Para Maria João Alves, uma das suas principais preocupações é que este tipo de vigilância (ou de programa) deixe de existir no nosso país. "É muito importante que o REVIVE continue, porque a situação pode mudar de um ano para o outro com nova introdução de mosquitos e para se controlar a situação é preciso saber onde é que estes se encontram em que quantidade".

O REVIVE integra cerca de 300 pessoas nas várias regiões do país para "controlar e reduzir a abundância dos mosquitos de maneira a que não haja transmissão autóctone", especifica a investigadora. O facto de "analisarmos todos os anos os mosquitos e de não encontrarmos nenhum infetado é um resultado excelente", sublinha, e não um resultado que faça desistir desta vigilância.

É este tipo de vigilância que nos permite saber que a espécie de mosquito mais abundante no país é aquela que só causa incómodo, obrigando aos cuidados normais, durante as horas de maior prevalência destes, amanhecer e entardecer (como uso de roupas claras e de repelente, nas crianças de acordo com indicações dos pediatras), e não a que traz doenças por transmissão autóctone.

A Rede Nacional de Vigilância de Vetores (REVIVE) tem como objetivo caraterizar espécies vetoras e a sua ocorrência sazonal, identificando agentes patogénicos importantes em saúde pública como arbovírus (ex: Dengue, Zika, Chikungunya), plasmodium, leishmania, rickettsias, borrélias, vírus Febre hemorrágica Crimeia-Congo, para, depois, e se for caso disso, serem emitidos "avisos para a adequação de medidas de controlo". De 2011 a 2021 foram feitas colheitas em 282 concelhos de Portugal continental e Madeira e pesquisados 498 596 mosquitos (97 553 ovos, 287 791 imaturos e 113 252 adultos).

Em 2022, esta vigilância realizada pelos técnicos do REVIVE foi feita através de colheitas em 236 concelhos do país num total de 75 417 mosquitos (35 251 ovos, 34 262 imaturos, 5 904 adultos) de maio a outubro.

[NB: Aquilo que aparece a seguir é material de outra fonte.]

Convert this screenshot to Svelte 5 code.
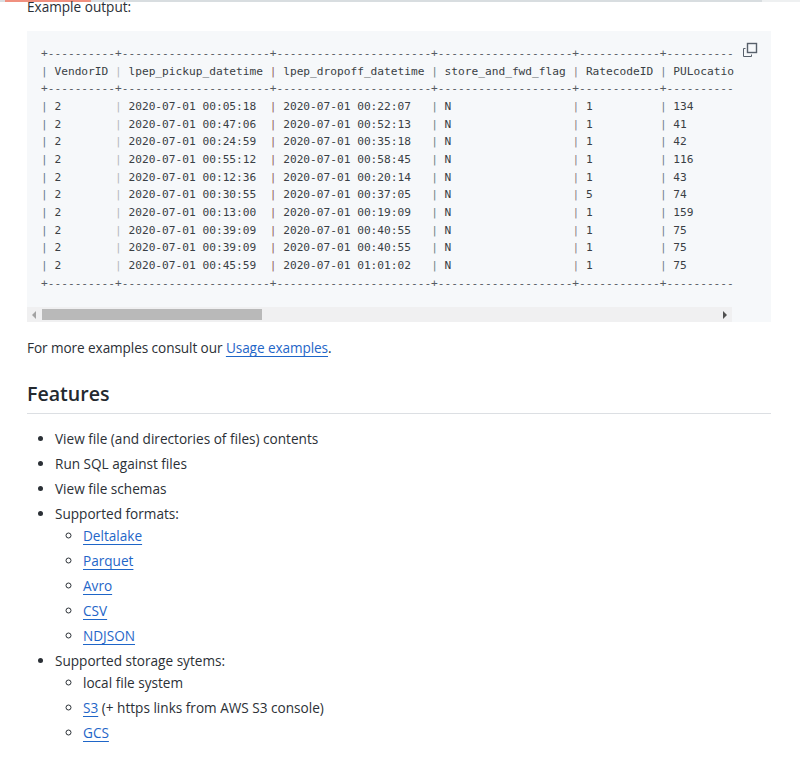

De acordo com o Regulamento Sanitário Internacional, os pontos de vigilância específicos, considerados pontos de entrada e onde todos os anos se fazem colheitas, são seis aeroportos, dois aeródromos, 14 portos e cinco outros pontos de entrada, como fronteiras e zonas industriais.

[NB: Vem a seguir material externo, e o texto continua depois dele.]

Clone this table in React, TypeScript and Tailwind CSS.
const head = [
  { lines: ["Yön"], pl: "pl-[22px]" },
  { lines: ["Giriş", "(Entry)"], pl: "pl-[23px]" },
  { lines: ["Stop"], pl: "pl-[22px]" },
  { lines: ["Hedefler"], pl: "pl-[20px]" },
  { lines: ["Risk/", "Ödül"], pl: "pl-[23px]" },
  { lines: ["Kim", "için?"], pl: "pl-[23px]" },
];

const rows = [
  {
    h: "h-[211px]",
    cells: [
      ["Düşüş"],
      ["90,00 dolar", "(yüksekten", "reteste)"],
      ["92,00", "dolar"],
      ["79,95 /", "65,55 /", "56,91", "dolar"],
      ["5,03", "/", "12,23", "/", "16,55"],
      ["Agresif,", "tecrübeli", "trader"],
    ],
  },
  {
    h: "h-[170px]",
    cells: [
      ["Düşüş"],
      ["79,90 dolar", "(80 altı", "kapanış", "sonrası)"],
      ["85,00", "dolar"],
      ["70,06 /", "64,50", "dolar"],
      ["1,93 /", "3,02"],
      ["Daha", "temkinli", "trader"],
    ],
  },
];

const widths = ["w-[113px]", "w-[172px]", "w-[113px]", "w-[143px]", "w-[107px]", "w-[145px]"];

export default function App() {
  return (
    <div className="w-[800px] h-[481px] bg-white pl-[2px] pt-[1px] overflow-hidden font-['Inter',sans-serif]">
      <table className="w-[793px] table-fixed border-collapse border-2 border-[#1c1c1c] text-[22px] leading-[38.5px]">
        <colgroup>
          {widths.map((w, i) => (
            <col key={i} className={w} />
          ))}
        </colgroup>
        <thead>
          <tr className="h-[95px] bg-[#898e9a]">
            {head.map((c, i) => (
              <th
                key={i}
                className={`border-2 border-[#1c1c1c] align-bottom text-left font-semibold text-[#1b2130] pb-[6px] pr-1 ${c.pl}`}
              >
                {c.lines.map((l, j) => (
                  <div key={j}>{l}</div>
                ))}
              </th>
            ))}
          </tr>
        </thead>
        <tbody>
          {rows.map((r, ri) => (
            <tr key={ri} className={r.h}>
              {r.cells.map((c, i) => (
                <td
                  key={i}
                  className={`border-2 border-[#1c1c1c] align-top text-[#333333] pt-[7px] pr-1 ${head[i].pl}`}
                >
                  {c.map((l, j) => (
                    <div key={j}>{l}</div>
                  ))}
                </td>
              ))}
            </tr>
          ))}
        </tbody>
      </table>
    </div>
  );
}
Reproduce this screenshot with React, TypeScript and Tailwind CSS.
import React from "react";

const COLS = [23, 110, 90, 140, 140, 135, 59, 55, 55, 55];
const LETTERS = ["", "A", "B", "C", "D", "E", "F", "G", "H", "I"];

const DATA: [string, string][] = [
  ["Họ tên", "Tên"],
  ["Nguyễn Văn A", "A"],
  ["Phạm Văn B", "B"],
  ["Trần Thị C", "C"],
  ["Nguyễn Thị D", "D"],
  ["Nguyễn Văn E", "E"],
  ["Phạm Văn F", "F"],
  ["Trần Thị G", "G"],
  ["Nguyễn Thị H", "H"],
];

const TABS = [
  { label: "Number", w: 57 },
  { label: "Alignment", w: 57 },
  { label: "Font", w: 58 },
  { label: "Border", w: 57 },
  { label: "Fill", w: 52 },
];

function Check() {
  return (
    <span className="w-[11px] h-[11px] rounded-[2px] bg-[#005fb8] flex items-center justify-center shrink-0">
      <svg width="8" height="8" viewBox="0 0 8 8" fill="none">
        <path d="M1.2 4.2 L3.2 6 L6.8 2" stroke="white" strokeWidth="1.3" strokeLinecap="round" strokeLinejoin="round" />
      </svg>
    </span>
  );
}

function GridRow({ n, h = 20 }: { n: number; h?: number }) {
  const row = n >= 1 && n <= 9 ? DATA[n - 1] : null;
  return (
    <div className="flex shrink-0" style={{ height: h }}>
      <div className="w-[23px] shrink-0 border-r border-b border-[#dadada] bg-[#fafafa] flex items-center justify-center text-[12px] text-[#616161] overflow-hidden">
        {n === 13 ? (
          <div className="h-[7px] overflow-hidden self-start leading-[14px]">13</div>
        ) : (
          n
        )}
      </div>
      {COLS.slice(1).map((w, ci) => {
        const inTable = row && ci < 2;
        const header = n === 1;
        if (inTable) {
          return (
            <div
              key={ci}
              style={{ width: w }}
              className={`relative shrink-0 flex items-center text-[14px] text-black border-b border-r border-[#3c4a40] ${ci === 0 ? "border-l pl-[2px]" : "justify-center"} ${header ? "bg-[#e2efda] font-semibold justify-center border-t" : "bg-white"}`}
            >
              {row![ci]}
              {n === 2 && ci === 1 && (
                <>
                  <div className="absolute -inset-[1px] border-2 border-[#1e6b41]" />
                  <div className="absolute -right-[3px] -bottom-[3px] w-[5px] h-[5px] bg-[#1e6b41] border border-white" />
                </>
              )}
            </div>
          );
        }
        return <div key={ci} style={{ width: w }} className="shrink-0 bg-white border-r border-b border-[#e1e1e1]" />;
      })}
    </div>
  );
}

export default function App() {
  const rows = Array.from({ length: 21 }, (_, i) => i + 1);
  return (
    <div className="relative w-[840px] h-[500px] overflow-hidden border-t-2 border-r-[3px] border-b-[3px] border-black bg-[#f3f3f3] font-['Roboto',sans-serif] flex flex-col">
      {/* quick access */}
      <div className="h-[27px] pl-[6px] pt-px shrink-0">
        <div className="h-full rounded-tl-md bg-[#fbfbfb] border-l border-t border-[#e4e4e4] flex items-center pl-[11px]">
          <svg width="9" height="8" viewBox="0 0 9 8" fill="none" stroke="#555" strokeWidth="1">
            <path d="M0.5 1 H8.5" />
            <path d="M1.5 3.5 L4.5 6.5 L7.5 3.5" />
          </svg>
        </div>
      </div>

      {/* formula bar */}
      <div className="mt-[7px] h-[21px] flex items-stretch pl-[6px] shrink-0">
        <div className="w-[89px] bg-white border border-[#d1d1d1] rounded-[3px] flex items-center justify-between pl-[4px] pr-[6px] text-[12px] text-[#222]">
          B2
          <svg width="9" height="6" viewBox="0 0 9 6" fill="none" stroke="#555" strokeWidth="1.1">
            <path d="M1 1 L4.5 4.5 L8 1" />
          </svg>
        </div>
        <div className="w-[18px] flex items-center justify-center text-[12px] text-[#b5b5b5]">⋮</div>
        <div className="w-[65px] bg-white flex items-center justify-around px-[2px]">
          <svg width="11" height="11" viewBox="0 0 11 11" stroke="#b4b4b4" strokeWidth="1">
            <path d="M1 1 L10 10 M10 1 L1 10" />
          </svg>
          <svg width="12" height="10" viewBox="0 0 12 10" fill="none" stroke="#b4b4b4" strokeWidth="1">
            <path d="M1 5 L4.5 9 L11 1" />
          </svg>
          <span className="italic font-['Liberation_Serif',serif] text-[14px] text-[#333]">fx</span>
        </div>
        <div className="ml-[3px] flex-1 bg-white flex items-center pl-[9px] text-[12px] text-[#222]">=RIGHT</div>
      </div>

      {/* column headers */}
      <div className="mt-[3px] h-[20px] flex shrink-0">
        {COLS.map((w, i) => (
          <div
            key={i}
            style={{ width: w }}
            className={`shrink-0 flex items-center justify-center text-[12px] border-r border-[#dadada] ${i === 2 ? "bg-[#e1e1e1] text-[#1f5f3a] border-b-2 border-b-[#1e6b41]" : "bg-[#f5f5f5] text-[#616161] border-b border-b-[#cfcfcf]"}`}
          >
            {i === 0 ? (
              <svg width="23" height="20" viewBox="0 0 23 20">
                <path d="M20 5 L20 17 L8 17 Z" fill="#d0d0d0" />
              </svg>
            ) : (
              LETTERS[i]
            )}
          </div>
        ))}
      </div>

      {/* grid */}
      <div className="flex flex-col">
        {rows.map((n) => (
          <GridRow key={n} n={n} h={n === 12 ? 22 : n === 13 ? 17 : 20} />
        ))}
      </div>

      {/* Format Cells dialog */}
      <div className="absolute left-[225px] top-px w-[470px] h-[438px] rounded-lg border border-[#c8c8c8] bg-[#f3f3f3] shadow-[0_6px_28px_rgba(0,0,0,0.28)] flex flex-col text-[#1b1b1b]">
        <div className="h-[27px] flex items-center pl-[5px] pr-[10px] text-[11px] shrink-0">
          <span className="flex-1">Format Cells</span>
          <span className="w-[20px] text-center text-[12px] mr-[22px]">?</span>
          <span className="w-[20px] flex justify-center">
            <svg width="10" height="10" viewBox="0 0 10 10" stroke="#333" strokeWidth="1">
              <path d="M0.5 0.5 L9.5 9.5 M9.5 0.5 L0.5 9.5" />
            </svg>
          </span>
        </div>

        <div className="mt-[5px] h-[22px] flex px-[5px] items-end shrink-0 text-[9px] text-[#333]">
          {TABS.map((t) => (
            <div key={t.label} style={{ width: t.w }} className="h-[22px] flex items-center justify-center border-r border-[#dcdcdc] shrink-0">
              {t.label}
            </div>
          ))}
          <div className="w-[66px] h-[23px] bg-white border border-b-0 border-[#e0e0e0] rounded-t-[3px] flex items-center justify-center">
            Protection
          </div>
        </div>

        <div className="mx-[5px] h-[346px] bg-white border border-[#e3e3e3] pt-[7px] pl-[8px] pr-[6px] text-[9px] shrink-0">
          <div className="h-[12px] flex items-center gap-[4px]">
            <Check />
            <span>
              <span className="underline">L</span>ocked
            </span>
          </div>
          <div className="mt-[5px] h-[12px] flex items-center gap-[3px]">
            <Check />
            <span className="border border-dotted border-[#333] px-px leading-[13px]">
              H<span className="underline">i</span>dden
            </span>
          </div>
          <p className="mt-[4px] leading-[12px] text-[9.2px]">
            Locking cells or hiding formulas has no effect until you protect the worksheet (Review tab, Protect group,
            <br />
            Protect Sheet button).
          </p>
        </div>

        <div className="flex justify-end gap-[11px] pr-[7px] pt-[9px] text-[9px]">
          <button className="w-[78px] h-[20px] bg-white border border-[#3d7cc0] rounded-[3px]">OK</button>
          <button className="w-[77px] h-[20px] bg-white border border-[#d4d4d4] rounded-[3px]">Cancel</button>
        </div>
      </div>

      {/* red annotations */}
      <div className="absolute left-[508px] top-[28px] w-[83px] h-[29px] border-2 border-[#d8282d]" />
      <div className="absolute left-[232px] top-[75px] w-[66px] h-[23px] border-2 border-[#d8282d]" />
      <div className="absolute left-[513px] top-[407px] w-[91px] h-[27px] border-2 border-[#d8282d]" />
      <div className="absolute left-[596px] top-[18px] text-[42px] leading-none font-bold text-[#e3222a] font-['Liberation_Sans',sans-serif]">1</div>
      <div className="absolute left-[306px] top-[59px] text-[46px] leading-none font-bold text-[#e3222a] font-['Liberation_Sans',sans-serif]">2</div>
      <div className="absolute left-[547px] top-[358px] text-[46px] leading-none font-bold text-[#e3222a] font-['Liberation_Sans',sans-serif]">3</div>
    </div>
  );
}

Depois de pesquisados todos os mosquitos para a presença de vírus, os resultados foram negativos. "O que é espetacular", salienta Maria João Alves. Embora haja situações em monitorização, nomeadamente em relação à espécie Aedes aegypti (espécie exótica/invasora, vetor de dengue, Zika, Chikungunya e outros), presente na Madeira desde 2004 e responsável por único surto de Dengue na Ilha, em 2012, com mais de 2000 casos; assim como em relação ao Aedes albopictus, também uma espécie exótica/invasora, vetor de Dengue, Zika, Chikungunya), já identificada nas regiões Norte, Algarve e Alentejo.